■ **RECORDS SUPPLIED**:
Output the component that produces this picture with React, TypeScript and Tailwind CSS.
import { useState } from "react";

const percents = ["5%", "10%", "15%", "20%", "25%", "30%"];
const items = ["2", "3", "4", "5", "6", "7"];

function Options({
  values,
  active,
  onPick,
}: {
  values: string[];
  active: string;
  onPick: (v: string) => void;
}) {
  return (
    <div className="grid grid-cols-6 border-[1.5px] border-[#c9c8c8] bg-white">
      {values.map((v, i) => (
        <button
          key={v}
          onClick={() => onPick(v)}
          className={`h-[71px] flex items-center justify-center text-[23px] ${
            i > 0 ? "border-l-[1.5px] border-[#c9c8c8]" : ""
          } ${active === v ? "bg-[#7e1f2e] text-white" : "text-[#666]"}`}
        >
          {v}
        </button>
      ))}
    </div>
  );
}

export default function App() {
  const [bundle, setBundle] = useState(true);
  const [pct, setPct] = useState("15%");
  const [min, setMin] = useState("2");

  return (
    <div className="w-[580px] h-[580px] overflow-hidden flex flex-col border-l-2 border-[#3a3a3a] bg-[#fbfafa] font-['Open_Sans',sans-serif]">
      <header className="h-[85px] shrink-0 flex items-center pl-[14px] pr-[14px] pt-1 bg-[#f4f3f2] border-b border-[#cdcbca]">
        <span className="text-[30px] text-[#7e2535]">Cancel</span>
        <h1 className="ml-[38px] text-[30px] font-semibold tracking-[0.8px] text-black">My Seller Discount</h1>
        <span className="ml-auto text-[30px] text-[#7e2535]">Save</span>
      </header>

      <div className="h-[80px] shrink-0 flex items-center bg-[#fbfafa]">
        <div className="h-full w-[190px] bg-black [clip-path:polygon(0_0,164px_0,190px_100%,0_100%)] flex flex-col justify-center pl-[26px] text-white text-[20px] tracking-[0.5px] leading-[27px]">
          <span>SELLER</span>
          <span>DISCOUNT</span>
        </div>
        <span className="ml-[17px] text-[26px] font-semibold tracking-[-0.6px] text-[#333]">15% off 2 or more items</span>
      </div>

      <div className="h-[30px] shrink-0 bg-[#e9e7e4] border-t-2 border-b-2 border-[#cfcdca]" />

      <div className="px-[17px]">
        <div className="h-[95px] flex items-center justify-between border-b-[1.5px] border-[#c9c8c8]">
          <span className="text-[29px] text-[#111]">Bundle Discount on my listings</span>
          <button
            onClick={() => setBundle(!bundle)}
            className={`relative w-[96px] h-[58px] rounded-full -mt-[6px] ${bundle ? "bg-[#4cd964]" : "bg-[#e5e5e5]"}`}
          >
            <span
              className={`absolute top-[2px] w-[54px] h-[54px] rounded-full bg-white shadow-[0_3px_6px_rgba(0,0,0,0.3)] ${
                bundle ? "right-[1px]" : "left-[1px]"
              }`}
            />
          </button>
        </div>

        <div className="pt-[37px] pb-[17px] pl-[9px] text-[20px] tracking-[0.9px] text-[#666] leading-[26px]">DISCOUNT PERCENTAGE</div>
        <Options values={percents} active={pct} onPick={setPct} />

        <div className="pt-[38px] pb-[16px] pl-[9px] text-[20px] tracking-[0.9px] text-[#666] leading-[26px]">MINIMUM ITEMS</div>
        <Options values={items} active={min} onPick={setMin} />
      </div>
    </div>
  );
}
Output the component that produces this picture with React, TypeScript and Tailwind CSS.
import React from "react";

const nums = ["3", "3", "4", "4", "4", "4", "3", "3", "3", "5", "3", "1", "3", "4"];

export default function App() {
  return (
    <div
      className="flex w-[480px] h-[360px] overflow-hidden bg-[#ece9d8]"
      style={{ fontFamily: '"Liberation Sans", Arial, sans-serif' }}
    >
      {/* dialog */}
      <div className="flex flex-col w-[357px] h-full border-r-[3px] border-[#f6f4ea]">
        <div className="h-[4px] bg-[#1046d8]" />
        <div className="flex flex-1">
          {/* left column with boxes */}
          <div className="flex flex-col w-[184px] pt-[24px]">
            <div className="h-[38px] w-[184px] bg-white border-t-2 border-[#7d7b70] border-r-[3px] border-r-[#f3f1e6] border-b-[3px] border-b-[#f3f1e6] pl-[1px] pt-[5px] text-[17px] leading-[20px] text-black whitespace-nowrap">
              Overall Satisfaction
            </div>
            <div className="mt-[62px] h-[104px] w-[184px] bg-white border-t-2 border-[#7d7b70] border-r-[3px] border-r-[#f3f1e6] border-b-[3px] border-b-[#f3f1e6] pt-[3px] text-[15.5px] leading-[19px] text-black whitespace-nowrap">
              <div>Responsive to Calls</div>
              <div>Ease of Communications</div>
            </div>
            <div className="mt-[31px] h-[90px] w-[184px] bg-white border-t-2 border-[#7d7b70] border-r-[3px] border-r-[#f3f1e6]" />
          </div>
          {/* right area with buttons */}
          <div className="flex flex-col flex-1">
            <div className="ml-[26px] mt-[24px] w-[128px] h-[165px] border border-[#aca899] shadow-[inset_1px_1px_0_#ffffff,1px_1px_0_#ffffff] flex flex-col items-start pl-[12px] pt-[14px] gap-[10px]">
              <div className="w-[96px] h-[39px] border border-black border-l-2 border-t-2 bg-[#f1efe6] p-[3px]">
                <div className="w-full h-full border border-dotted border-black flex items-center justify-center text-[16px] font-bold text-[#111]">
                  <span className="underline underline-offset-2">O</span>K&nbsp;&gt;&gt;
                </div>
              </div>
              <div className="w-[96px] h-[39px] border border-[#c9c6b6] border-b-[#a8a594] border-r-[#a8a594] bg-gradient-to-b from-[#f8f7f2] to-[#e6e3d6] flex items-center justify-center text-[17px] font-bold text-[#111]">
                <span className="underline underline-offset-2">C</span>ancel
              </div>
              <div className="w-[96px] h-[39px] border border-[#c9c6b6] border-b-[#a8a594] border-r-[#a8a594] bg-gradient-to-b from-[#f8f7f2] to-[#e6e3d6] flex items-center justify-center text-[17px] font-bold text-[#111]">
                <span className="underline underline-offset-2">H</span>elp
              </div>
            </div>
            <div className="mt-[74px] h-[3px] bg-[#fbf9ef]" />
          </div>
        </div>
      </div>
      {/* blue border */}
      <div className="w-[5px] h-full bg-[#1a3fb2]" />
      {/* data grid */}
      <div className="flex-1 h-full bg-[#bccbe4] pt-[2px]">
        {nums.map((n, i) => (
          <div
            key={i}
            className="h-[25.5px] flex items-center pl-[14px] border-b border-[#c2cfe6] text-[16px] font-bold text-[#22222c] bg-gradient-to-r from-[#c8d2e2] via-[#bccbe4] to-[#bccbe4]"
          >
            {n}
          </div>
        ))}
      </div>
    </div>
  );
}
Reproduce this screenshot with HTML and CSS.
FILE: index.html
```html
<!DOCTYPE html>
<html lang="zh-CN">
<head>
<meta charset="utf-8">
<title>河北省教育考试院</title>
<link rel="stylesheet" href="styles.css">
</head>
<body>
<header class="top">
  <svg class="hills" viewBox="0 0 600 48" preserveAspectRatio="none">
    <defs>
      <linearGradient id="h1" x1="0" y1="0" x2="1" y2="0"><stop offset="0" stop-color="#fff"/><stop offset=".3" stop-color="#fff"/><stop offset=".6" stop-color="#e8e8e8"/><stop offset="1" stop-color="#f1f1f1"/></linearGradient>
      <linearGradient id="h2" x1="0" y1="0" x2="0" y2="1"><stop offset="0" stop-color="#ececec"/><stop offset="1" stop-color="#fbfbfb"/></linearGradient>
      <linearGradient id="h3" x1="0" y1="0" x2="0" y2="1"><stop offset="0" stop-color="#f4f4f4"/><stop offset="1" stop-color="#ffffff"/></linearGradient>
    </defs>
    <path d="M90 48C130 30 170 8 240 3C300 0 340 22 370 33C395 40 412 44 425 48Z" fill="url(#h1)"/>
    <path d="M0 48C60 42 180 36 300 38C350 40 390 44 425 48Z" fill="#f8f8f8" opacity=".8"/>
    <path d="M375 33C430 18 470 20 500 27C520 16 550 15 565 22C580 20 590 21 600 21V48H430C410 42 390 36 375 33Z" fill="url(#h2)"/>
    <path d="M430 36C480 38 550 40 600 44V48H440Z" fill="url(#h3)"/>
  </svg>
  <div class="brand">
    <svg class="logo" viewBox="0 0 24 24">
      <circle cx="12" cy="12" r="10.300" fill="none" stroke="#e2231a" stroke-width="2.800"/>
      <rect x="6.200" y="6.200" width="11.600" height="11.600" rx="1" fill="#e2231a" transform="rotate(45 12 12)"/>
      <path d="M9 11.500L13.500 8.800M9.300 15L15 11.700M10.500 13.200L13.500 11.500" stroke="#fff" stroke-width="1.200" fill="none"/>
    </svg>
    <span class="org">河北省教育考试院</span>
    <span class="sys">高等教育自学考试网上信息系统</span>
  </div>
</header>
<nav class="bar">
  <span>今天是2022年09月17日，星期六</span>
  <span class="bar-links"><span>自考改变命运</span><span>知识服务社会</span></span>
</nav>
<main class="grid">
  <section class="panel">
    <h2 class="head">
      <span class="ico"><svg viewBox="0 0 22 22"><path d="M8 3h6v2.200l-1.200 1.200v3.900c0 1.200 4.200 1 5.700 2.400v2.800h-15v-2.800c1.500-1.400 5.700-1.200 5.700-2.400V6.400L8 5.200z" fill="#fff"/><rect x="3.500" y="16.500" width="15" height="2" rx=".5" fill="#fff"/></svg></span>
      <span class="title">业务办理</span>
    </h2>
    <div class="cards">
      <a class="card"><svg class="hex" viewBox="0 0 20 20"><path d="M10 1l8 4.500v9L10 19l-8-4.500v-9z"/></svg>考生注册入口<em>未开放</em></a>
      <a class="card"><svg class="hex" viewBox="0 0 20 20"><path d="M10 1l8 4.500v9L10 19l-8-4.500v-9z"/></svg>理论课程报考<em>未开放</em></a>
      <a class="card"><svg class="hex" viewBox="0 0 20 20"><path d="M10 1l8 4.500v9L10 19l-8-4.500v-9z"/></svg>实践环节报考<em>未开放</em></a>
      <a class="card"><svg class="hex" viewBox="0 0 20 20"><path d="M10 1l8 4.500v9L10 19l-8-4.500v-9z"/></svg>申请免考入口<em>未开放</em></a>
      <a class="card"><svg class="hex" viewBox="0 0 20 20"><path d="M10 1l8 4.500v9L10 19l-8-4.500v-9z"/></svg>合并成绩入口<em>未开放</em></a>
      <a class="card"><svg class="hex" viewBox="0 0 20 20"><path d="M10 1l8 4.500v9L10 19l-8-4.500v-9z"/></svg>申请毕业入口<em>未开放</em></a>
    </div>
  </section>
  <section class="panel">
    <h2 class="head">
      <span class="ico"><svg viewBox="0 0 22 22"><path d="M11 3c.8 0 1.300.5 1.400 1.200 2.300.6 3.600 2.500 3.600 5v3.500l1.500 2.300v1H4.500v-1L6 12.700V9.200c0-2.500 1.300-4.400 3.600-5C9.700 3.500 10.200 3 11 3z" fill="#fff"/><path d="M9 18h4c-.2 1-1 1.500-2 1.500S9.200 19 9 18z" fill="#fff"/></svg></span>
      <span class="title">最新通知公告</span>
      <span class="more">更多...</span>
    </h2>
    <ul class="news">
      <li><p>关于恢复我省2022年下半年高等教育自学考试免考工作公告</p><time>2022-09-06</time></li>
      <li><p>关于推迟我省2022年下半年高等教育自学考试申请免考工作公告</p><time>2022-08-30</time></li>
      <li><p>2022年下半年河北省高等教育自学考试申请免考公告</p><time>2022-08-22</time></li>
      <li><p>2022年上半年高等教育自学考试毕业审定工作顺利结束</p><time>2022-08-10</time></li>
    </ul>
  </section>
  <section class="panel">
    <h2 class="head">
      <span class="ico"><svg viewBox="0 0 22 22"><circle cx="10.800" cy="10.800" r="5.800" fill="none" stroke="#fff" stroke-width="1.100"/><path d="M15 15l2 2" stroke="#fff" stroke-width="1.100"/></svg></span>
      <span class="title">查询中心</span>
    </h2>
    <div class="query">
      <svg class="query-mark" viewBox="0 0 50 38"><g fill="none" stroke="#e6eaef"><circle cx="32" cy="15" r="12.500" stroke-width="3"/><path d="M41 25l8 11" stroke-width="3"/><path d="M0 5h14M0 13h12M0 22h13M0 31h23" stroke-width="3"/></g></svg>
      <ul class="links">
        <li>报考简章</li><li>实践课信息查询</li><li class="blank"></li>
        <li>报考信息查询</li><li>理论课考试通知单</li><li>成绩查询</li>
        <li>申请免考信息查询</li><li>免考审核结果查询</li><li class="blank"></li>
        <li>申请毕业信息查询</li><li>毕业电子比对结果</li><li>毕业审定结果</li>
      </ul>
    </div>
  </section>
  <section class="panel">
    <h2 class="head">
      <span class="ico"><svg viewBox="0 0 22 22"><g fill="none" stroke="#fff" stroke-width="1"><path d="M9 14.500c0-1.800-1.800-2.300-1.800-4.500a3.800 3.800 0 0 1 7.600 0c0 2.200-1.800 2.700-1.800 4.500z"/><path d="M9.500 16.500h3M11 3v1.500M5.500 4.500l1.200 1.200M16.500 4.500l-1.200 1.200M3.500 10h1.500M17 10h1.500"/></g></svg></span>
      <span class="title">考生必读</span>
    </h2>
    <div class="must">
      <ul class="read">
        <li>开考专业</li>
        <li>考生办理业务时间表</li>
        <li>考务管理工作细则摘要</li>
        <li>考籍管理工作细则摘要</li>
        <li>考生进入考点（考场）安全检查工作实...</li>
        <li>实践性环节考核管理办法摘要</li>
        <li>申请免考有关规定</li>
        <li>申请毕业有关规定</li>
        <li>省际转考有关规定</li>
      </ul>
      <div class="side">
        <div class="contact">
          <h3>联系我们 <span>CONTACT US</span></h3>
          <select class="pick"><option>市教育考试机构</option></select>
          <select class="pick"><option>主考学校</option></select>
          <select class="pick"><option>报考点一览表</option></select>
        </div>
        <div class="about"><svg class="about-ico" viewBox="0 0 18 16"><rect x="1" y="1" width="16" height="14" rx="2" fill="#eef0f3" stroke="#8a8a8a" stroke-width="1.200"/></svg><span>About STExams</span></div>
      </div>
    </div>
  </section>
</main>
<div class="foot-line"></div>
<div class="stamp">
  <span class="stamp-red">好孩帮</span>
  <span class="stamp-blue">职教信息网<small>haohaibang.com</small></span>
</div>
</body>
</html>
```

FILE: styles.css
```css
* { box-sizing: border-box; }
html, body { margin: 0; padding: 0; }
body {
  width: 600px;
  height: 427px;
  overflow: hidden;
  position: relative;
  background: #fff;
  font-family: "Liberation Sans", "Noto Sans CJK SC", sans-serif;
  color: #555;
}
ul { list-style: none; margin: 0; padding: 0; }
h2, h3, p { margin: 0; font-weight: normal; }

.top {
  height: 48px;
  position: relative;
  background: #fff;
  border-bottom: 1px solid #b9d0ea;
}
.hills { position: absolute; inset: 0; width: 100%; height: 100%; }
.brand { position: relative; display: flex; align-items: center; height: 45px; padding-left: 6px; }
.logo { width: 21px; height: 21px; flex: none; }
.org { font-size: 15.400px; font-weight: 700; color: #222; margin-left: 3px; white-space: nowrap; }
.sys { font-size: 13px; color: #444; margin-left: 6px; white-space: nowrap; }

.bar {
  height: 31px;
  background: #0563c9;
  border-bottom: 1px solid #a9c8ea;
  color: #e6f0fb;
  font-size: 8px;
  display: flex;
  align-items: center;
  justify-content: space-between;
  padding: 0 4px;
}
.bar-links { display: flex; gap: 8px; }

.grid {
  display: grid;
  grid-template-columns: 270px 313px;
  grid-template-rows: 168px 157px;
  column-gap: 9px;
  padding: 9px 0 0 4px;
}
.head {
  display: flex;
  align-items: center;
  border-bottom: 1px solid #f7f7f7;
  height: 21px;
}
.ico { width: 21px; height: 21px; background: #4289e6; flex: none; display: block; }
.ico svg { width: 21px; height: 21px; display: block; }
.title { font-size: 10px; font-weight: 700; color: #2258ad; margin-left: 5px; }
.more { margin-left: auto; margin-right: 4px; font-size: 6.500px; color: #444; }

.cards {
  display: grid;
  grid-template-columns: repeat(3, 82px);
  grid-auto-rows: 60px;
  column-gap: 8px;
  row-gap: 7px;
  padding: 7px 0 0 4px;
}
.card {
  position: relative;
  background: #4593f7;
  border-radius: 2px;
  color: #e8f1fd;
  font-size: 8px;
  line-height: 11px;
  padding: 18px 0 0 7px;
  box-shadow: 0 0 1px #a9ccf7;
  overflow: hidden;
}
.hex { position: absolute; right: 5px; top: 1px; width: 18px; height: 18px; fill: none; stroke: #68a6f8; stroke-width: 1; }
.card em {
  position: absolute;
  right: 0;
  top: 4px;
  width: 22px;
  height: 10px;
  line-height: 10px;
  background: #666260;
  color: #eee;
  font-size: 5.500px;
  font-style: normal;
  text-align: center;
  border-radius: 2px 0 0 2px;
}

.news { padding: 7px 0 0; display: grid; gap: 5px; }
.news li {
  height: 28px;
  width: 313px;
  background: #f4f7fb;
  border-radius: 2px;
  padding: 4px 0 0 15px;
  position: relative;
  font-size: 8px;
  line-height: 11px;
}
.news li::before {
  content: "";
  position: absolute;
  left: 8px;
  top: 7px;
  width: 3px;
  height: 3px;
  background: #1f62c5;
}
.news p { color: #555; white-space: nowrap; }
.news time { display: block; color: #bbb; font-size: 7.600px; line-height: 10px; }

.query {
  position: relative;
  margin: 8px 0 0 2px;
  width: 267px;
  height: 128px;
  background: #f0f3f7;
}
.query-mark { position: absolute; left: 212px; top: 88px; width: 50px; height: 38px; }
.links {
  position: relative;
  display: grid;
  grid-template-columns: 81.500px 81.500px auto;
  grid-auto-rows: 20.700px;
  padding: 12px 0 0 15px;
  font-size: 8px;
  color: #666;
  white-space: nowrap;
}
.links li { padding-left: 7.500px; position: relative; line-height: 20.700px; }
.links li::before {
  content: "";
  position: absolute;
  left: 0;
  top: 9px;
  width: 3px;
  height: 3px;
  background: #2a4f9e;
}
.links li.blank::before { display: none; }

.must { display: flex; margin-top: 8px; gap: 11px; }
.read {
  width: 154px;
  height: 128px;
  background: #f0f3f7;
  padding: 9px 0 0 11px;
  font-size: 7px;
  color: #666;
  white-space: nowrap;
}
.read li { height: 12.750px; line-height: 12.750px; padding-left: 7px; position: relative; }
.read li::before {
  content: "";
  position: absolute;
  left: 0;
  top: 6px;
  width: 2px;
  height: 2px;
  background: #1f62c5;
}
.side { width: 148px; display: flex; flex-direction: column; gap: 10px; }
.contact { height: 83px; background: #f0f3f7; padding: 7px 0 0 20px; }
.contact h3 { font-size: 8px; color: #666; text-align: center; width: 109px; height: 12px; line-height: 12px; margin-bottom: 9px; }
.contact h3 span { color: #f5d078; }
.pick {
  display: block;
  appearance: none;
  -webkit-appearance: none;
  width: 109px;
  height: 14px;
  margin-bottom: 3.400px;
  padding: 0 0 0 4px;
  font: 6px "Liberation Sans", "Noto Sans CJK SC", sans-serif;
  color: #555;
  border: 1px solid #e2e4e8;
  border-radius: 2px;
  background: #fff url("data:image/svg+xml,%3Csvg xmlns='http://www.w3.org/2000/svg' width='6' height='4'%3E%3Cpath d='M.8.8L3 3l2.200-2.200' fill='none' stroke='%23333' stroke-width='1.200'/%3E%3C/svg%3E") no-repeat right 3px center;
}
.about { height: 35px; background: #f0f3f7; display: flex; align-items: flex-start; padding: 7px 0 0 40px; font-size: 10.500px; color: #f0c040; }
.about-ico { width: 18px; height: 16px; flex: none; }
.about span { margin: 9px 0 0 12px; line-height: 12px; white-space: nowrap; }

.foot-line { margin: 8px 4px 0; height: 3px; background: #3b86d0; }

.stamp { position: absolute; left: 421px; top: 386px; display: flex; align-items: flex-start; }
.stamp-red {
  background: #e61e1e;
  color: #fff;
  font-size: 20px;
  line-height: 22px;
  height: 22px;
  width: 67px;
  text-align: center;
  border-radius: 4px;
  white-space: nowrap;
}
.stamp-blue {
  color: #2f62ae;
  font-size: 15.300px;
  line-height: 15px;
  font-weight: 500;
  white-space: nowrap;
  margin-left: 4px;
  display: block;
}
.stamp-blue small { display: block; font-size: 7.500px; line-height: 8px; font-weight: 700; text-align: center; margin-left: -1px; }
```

■ **THE REQUEST**: Scan the material above for the string "with" and return the lines that hold it.

■ **SOLVED PROBLEM**:
Output the component that produces this picture with React, TypeScript and Tailwind CSS.
Output the component that produces this picture with React, TypeScript and Tailwind CSS.
          {/* left column with boxes */}
          {/* right area with buttons */}
Reproduce this screenshot with HTML and CSS.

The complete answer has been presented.